My own experience confirmed this. I found myself eager to talk about my winning picks and silent about the stock that dropped 72%.
Emotions Are the Hidden Cost
The biggest disadvantage of individual stocks isn’t the returns — it’s the emotional toll. Every earnings report for every stock in my portfolio was a source of anxiety. Should I sell before earnings? Buy more? Hold? Each decision consumed mental energy that my VTI position never required.
When one of my stocks dropped 40% in a single day after a bad earnings report, I spent the entire evening reading analyses, watching YouTube videos, and debating whether to sell or average down. My index fund also dropped that day — about 0.3%. I didn’t even notice.
What Index Funds Get Right
They Own Everything
VTI holds over 4,000 stocks across every sector of the U.S. economy. When I miss the next big winner because I didn’t buy it (or sold it too early), VTI owns it. When a stock I never heard of suddenly becomes a market leader, VTI owns that too.
This is the key insight: you don’t need to pick winners. You just need to own all of them. The winners will more than compensate for the losers — that’s how markets work.
The Costs Are Negligible
VTI charges an expense ratio of 0.03% — that’s $3 per year for every $10,000 invested. My individual stock trading involved no commissions (thanks to zero-commission brokers), but the hidden costs were significant:
- Bid-ask spreads on less liquid stocks cost me an estimated $200-400 over five years
- Tax inefficiency from selling stocks (triggering capital gains) cost roughly $600 in additional taxes I wouldn’t have owed if I’d just held VTI
- Opportunity cost of 8-10 hours/month researching stocks — time I could have spent on career development, side income, or simply living my life
They Force Good Behavior
The best thing about index funds is what they prevent you from doing. You can’t panic-sell one company. You can’t chase a hot tip. You can’t convince yourself that this time, you’ve found the next Amazon. You just buy the whole market and wait.
Vanguard’s own internal research shows that their lowest-performing accounts are typically those that trade the most. The best-performing accounts are often those whose owners forgot the password.
When Individual Stocks Make Sense
I’m not saying individual stock picking is always wrong. There are scenarios where it can add value:
You Work in an Industry You Deeply Understand
If you’re a senior engineer at a semiconductor company, you probably understand the chip industry better than most analysts. That edge — knowing which products are actually good, which companies are executing, which trends are real — can be legitimate. Peter Lynch called this “invest in what you know.”
You Enjoy It and Treat It as a Hobby
Some people genuinely enjoy researching companies, reading financial statements, and following markets. If stock picking is your hobby and you’d be doing it anyway, allocating 10-20% of your portfolio to individual picks is reasonable — as long as the other 80-90% is in index funds.
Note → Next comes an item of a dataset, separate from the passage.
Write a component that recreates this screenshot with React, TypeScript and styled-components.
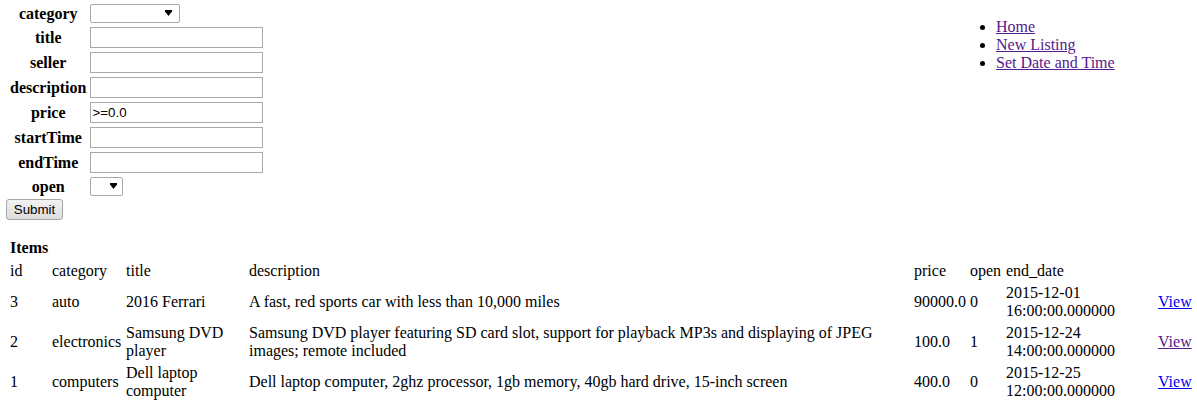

You Have Genuine Conviction in a Long-Term Thesis
Buying and holding a company you deeply believe in for 10+ years can work. The key words are “long-term” and “conviction.” Day trading and momentum chasing are fundamentally different from building a long-term position in a company you’ve thoroughly researched.
My Portfolio Now: The 90/10 Rule
Based on five years of data, I restructured my portfolio:
| Allocation | What | Why |
|---|---|---|
| 90% | VTI (Total Market Index) | Better returns, zero effort, tax efficient |
| 10% | Individual stocks | Satisfies my curiosity, limited downside |
The 10% individual stock allocation is my “play money.” I still enjoy researching companies and making investment theses. But I no longer delude myself into thinking I’m adding value by stock picking. The data says otherwise.
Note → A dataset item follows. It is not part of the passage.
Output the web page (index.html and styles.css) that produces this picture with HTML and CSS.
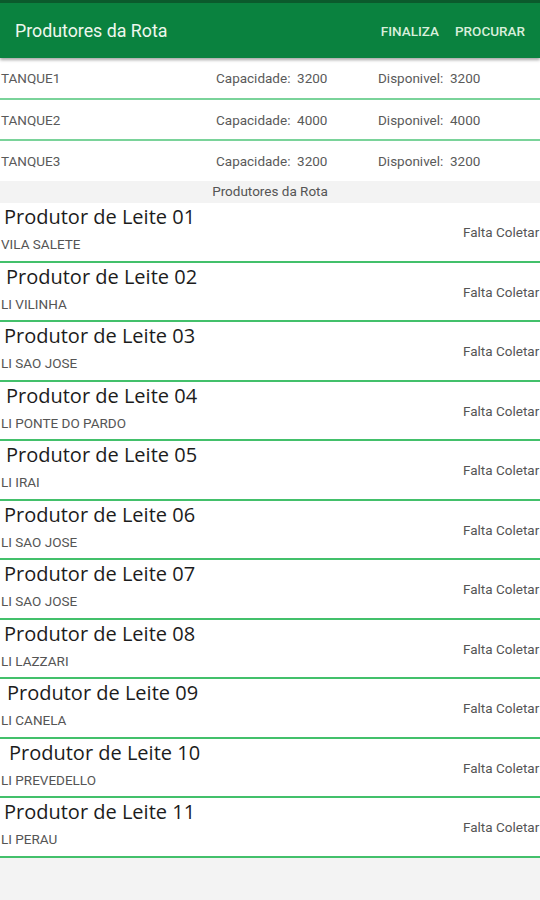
FILE: index.html
```html
<!DOCTYPE html>
<html>

<head>
    <title>Produtores da Rota</title>
    <link rel="stylesheet" href="styles.css">
</head>

<body>
    <div class="toolbar">
        <div class="toolbar-title">Produtores da Rota</div>
        <div class="toolbar-actions">
            <span class="action">FINALIZA</span>
            <span class="action">PROCURAR</span>
        </div>
    </div>

    <div class="tanks">
        <div class="tank">
            <span class="tank-name">TANQUE1</span>
            <span class="tank-cap">Capacidade:&nbsp; 3200</span>
            <span class="tank-free">Disponivel:&nbsp; 3200</span>
        </div>
        <div class="tank">
            <span class="tank-name">TANQUE2</span>
            <span class="tank-cap">Capacidade:&nbsp; 4000</span>
            <span class="tank-free">Disponivel:&nbsp; 4000</span>
        </div>
        <div class="tank last">
            <span class="tank-name">TANQUE3</span>
            <span class="tank-cap">Capacidade:&nbsp; 3200</span>
            <span class="tank-free">Disponivel:&nbsp; 3200</span>
        </div>
    </div>

    <div class="section">Produtores da Rota</div>

    <div class="list">
        <div class="item">
            <div class="info">
                <div class="name">Produtor de Leite 01</div>
                <div class="place">VILA SALETE</div>
            </div>
            <div class="status">Falta Coletar</div>
        </div>
        <div class="item">
            <div class="info">
                <div class="name n2">Produtor de Leite 02</div>
                <div class="place">LI VILINHA</div>
            </div>
            <div class="status">Falta Coletar</div>
        </div>
        <div class="item">
            <div class="info">
                <div class="name">Produtor de Leite 03</div>
                <div class="place">LI SAO JOSE</div>
            </div>
            <div class="status">Falta Coletar</div>
        </div>
        <div class="item">
            <div class="info">
                <div class="name n2">Produtor de Leite 04</div>
                <div class="place">LI PONTE DO PARDO</div>
            </div>
            <div class="status">Falta Coletar</div>
        </div>
        <div class="item">
            <div class="info">
                <div class="name n2">Produtor de Leite 05</div>
                <div class="place">LI IRAI</div>
            </div>
            <div class="status">Falta Coletar</div>
        </div>
        <div class="item">
            <div class="info">
                <div class="name">Produtor de Leite 06</div>
                <div class="place">LI SAO JOSE</div>
            </div>
            <div class="status">Falta Coletar</div>
        </div>
        <div class="item">
            <div class="info">
                <div class="name">Produtor de Leite 07</div>
                <div class="place">LI SAO JOSE</div>
            </div>
            <div class="status">Falta Coletar</div>
        </div>
        <div class="item">
            <div class="info">
                <div class="name">Produtor de Leite 08</div>
                <div class="place">LI LAZZARI</div>
            </div>
            <div class="status">Falta Coletar</div>
        </div>
        <div class="item">
            <div class="info">
                <div class="name n3">Produtor de Leite 09</div>
                <div class="place">LI CANELA</div>
            </div>
            <div class="status">Falta Coletar</div>
        </div>
        <div class="item">
            <div class="info">
                <div class="name n4">Produtor de Leite 10</div>
                <div class="place">LI PREVEDELLO</div>
            </div>
            <div class="status">Falta Coletar</div>
        </div>
        <div class="item">
            <div class="info">
                <div class="name">Produtor de Leite 11</div>
                <div class="place">LI PERAU</div>
            </div>
            <div class="status">Falta Coletar</div>
        </div>
    </div>
</body>

</html>
```

FILE: styles.css
```css
body {
    margin: 0;
    width: 540px;
    height: 900px;
    overflow: hidden;
    background: #f3f3f3;
    font-family: Roboto, "Liberation Sans", sans-serif;
}

/* top bar */
.toolbar {
    height: 58px;
    background: #0a823f;
    border-top: 3px solid #0b5a2c;
    box-sizing: border-box;
    display: flex;
    align-items: center;
    justify-content: space-between;
    padding: 0 15px 0 15px;
    box-shadow: 0 2px 3px rgba(0, 0, 0, 0.35);
    position: relative;
}

.toolbar-title {
    color: #eef7ee;
    font-size: 17.8px;
}

.toolbar-actions {
    display: flex;
    gap: 16px;
}

.action {
    color: #d8eedb;
    font-size: 13.5px;
    font-weight: 500;
}

/* tanks */
.tanks {
    background: #fff;
}

.tank {
    height: 41px;
    display: flex;
    align-items: center;
    font-size: 13.5px;
    color: #5a5a5a;
    border-bottom: 2px solid #7ad39a;
    box-sizing: border-box;
}

.tank.last {
    border-bottom: 0;
    height: 40px;
}

.tank:first-child {
    height: 42px;
}

.tank-name {
    width: 215px;
    padding-left: 1px;
}

.tank-cap {
    width: 162px;
}

/* section header */
.section {
    height: 22px;
    line-height: 21px;
    text-align: center;
    font-size: 13.5px;
    color: #555;
    background: #f3f3f3;
}

/* producers */
.list {
    background: #fff;
}

.item {
    height: 59.5px;
    display: flex;
    border-bottom: 2px solid #43c06b;
    box-sizing: border-box;
}

.info {
    width: 463px;
    flex: none;
    padding-top: 2px;
}

.name {
    font-family: "Open Sans", "DejaVu Sans", sans-serif;
    font-size: 20px;
    color: #1c1c1c;
    line-height: 24px;
    padding-left: 4px;
}

.name.n2 {
    padding-left: 6px;
}

.name.n3 {
    padding-left: 7px;
}

.name.n4 {
    padding-left: 9px;
}

.place {
    font-size: 13.5px;
    color: #555;
    line-height: 16px;
    margin-top: 7px;
    padding-left: 1px;
}

.status {
    align-self: center;
    white-space: nowrap;
    font-size: 13.5px;
    color: #555;
    padding-top: 1px;
}
```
If my individual picks outperform VTI, great — it’s a small bonus. If they underperform (which is statistically likely), the damage is capped at 10% of my portfolio.
Frequently Asked Questions
Are Index Funds Better Than Stocks?
For the vast majority of investors, yes. Data from the SPIVA scorecard shows that over 15-year periods, approximately 90% of professional stock pickers fail to beat broad market indices. Individual investors, who have less time, fewer resources, and stronger emotional biases, generally perform even worse. A low-cost index fund like VTI or VOO is the single best investment for most people.
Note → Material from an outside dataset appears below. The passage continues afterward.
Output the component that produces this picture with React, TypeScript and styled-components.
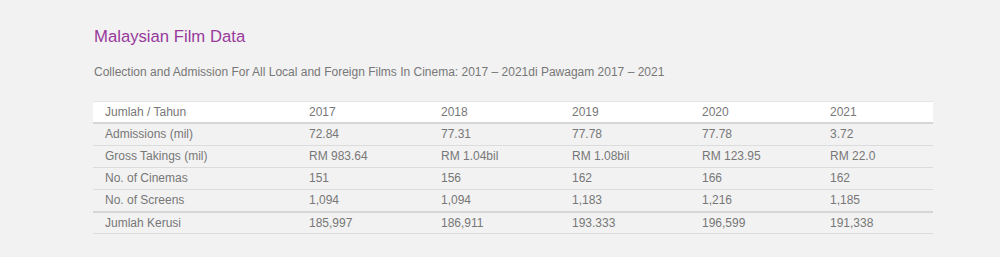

Can You Get Rich From Index Funds?
Yes, but it requires patience. The S&P 500 has returned roughly 10% annually over the long term. At that rate, investing $500/month in an index fund would grow to approximately $1 million in 30 years. Index funds won’t make you rich overnight, but they are the most reliable path to building substantial wealth over decades.
What Percentage of Stock Pickers Beat the Market?
According to the latest SPIVA data, only about 10% of actively managed funds beat the S&P 500 over a 15-year period. And those who outperform in one period rarely repeat their success in the next. Beating the market consistently is extraordinarily difficult — even for professionals.
Should I Sell My Individual Stocks and Buy Index Funds?
Consider the tax implications before making any changes. If your individual stocks have large unrealized gains, selling triggers capital gains taxes. A gradual transition — directing all new contributions to index funds while holding existing positions — may be more tax-efficient. Consult a tax advisor for your specific situation.
Bottom Line
Five years of real-money data taught me something that decades of finance research already proved: for most people, index funds win. They cost less, demand less time, generate better returns, and remove the emotional roller coaster of individual stock picking. My ego wanted to believe I was the exception. My portfolio proved I wasn’t.
Save yourself five years and $5,400. Buy the index.
This article reflects my personal investing experience and is for informational purposes only. It does not constitute investment advice. Past performance does not guarantee future results.